------ Given data

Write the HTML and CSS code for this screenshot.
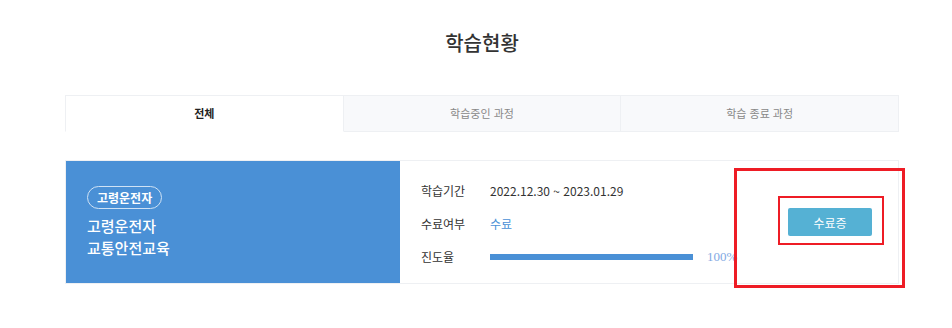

------------
------ Given data

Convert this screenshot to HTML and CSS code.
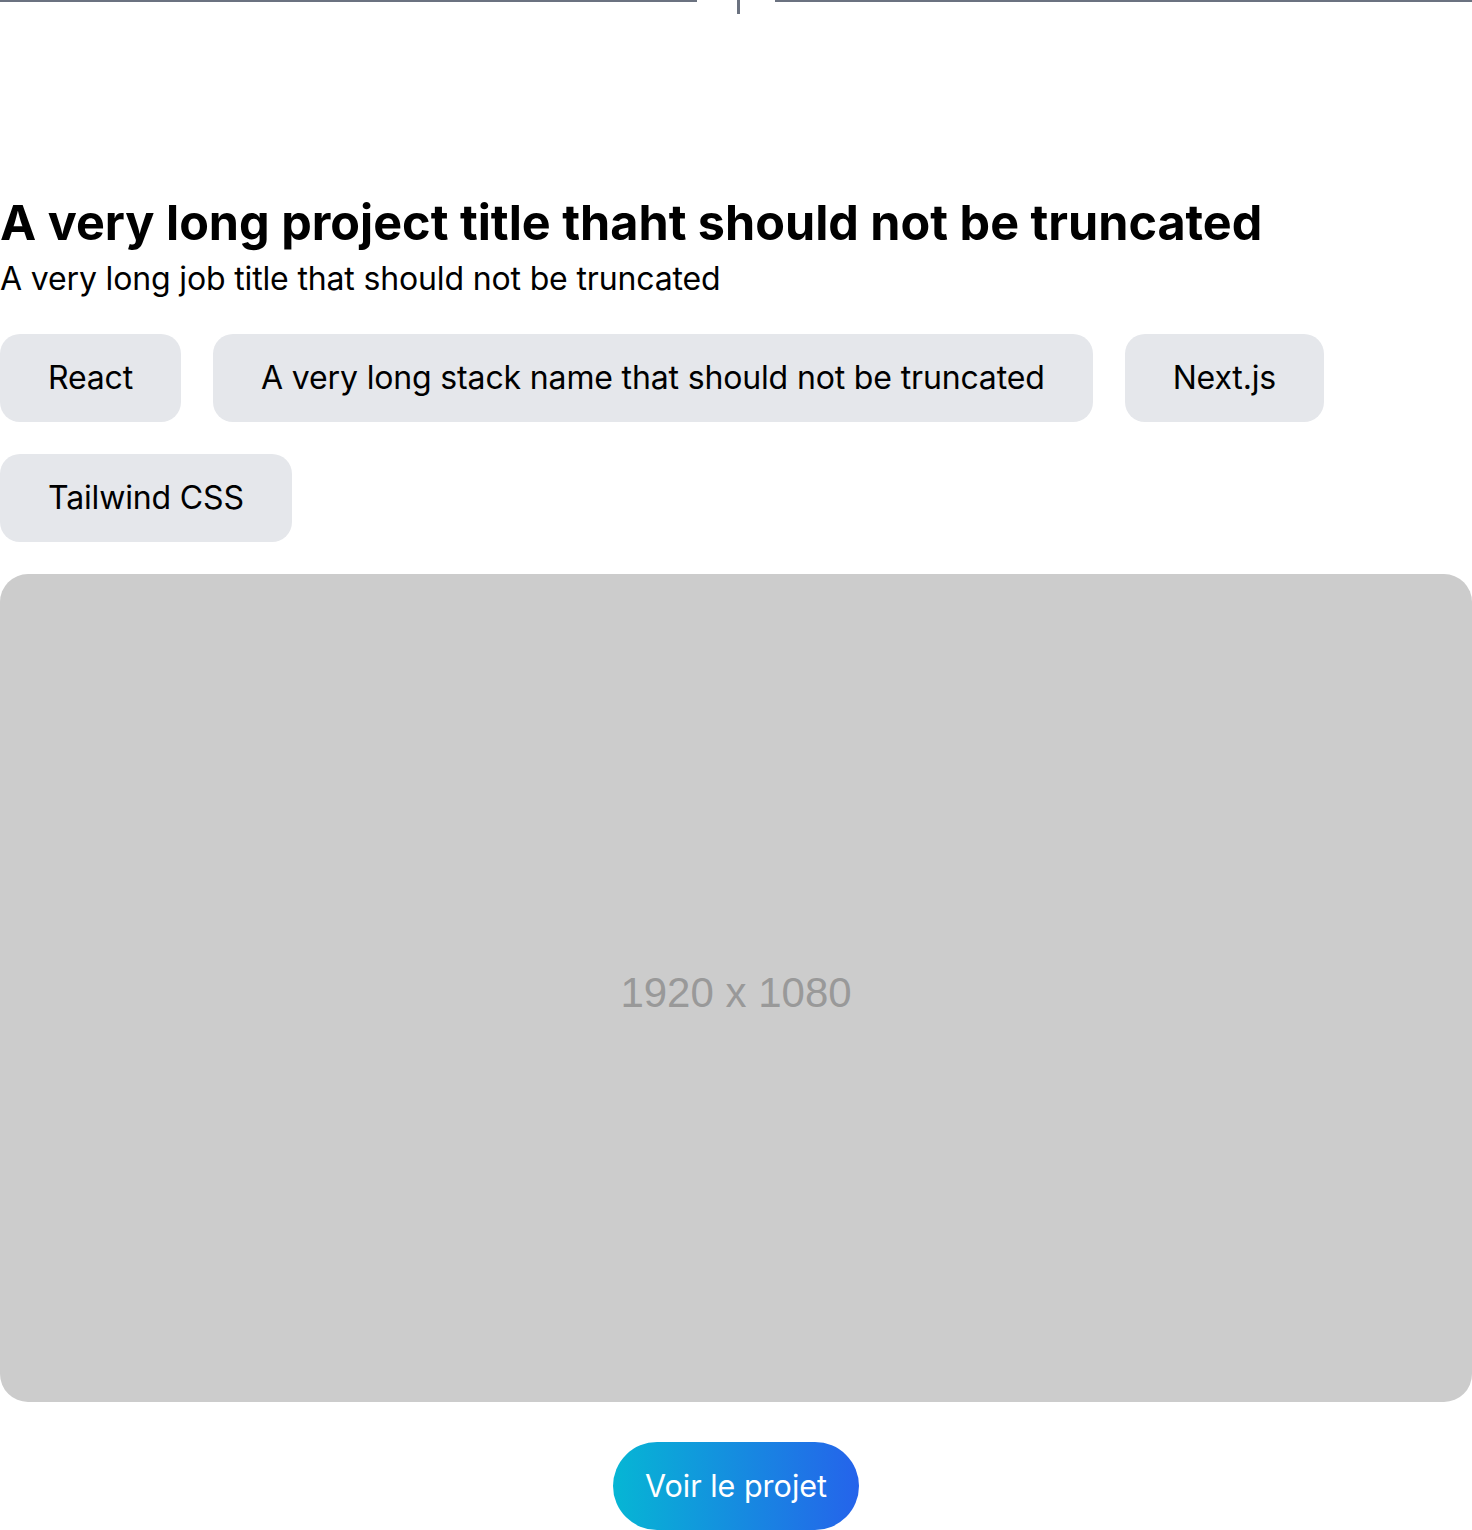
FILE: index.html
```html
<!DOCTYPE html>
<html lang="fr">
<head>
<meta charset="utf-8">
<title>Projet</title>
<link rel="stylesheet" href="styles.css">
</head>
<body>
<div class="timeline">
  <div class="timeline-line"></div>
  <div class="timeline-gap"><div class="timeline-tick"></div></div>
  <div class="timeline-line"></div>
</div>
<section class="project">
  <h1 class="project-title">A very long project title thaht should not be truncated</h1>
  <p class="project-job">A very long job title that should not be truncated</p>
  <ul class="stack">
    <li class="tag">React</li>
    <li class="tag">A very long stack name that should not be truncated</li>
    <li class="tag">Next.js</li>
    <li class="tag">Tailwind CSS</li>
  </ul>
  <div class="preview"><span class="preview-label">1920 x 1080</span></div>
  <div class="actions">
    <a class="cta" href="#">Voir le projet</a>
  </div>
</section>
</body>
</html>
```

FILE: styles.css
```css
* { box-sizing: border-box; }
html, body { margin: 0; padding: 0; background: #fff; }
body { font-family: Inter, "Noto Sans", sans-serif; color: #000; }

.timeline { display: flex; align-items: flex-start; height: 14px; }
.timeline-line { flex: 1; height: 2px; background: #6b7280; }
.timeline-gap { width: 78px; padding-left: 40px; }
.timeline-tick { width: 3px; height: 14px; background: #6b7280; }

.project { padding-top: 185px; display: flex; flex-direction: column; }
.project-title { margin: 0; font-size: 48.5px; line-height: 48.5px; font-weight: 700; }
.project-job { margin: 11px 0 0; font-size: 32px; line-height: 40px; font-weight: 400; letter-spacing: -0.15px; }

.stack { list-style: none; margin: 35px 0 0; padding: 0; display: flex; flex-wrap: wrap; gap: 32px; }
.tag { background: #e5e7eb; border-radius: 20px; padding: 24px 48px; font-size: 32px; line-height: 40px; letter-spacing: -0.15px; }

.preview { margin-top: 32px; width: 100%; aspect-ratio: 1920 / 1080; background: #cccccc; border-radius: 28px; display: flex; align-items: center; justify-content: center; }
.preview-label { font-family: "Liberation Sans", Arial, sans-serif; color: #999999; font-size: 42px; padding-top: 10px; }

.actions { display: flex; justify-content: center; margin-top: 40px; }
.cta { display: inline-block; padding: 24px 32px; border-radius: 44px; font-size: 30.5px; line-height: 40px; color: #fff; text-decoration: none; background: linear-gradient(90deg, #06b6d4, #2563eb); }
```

------------

## Exercise prompt:
Find the lines above that contain the word "this" and collect them.

## Problem solution:
Write the HTML and CSS code for this screenshot.
Convert this screenshot to HTML and CSS code.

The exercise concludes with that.